Wanneer een grote zanger of zangeres overkomt wat onvermijdelijk is: de dood, gaat er een lichte schok door mij heen. Dat was ook zo bij prima donna Joan Sutherland. Zij overleed op 11 oktober 2010 op 83 jarige leeftijd in Geneve. Mijn herinneringen aan haar zijn talrijk. Die beginnen in 1962 met het bijwonen van haar operaconcert in Amsterdam. De in Sydney geboren zangeres was aan een been of voet geblesseerd maar bleek bereid om met behulp van een stok het podium op te klimmen. Het werd een waar zangfestijn. De sopraan trakteerde het publiek op hoge zuivere noten, rolladen, thrillers en coloraturen. Aan ovaties geen gebrek. Nadien trad ze in Amsterdam nog vier maal op. In de opera’s Rodalinde (1973)), Maria Stuarda (1977), Norma (1978) en Lucia di Lammermoor (1982). Die laatste uitvoering was zeer bijzonder omdat het op dat moment meer dan twintig jaar geleden was dat zij haar belangrijke debuut maakte in Covent Garden met Lucia di Lammermoor in 1959. Het leidde toen meteen tot haar grote doorbraak in Europa. Nadien heb ik veel opnamen van haar gehoord en tevens een video opname van Lucia di Lammermoor gezien. Ik genoot steeds van haar zang al slaagde zij er niet in de acteerprestaties van mijn idool Maria Callas te evenaren.

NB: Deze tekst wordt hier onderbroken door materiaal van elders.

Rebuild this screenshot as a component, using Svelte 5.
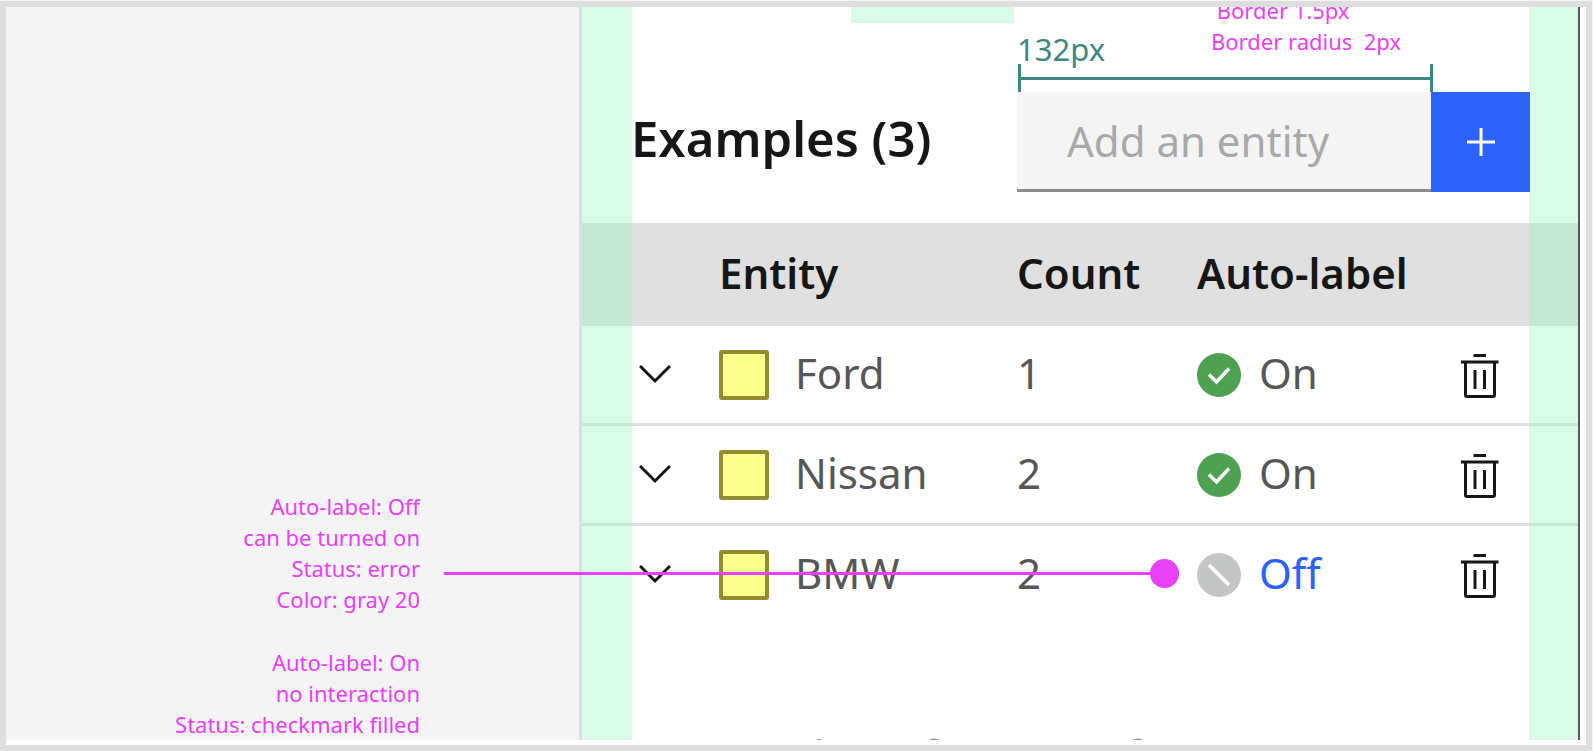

Al in 1947 maakte zij in Sydney haar debuut in de opera Dido en Aeneas. Sutherland was getrouwd met de pianist en latere dirigent Richard Bonynge. Hij had een grote invloed op haar repertoire. Hij ontraadde haar om Wagner te zingen en zij deed dat ook zelden. In Siegfried zong ze de bijrol van de Waldvogel en in de Meistersinger de rol van Eva. Haar echtgenoot adviseerde haar vooral in te zetten op het Italiaanse belcanto. Dat deed ze met groot succes. Ze glorieerde met haar perfecte zangtechniek in veertig verschillende opera’s. Ze nam o.a. Händel, Bellini, Rossini, Mozart en Franse opera’s op haar repertoire. Ze zorgde met Maria Callas en Marilyn Horne voor de heropleving van het belcanto. In Italië was men zo enthousiast over haar zangkunst dat men haar La Stupendia noemde (de overweldigende). Voor haar enorme plaatproductie ontving zij in 1992 een oeuvre-Edison. In 1979 werd Sutherland door koningin Elisabeth tot de adelstand verheven. Zij werd benoemd tot Dame Commander of the British Empire.
Na haar afscheid in 1990 in de opera van Sydney, trad zij nog één keer als gast op in Covent Garden in die Fledermaus tijdens een oudejaarsavond. Luciano Pavarotti en Marilyn Horne droegen toen een steentje bij om Sutherland een onvergetelijk afscheid te bezorgen. Ik herinner me die televisie-uitzending nog als die van gisteren. De emoties gierden door de zaal en het applaus van haar fans was misschien wel het meest ovationele ooit. Moge zij rusten in vrede.
Met Sutherland had ik altijd dezelfde moeite als met Tebaldi: ze had een solide, mooie stem en een gave techniek, maar ze deed er voor mijn gevoel zo weinig mee, alsof ze niet in staat was om werkelijk in de huid te kruipen van het personage dat ze toch vooral ook moest acteren. En wat articuleerde ze toch vaak slecht…
Als ik dan Callas hoor, of Cerquetti, of Caballé, of tegenwoordig Antonacci en Bartoli en Denia Mazzola, dan staan daar ineens Medea, of Norma, of Carmen, of Rosina zèlf.
Want dat is het wat natuurtalenten onderscheidt van werktalenten, nl. de verbeeldingskracht – of beter nog: de trefzekerheid – in woorden en gebaren. Ze doen het simpelweg als vanzelf, gewoon omdat ze het niet ‘fout’ kunnen.
Een uitglijder van mijn geheugen: in mijn bovenstaande bericht moet in plaats van de koperkleurige Cerquetti de zilvergetinte Ileana Cotrubas staan, met haar onvergetelijke vertolkingen van Gilda (DVD met Domingo) en la Traviata. Bovendien publiceerde zij als docente nog niet zolang geleden haar ‘Opernwahrheiten’, een zeer wijs en oprecht betrokken boek.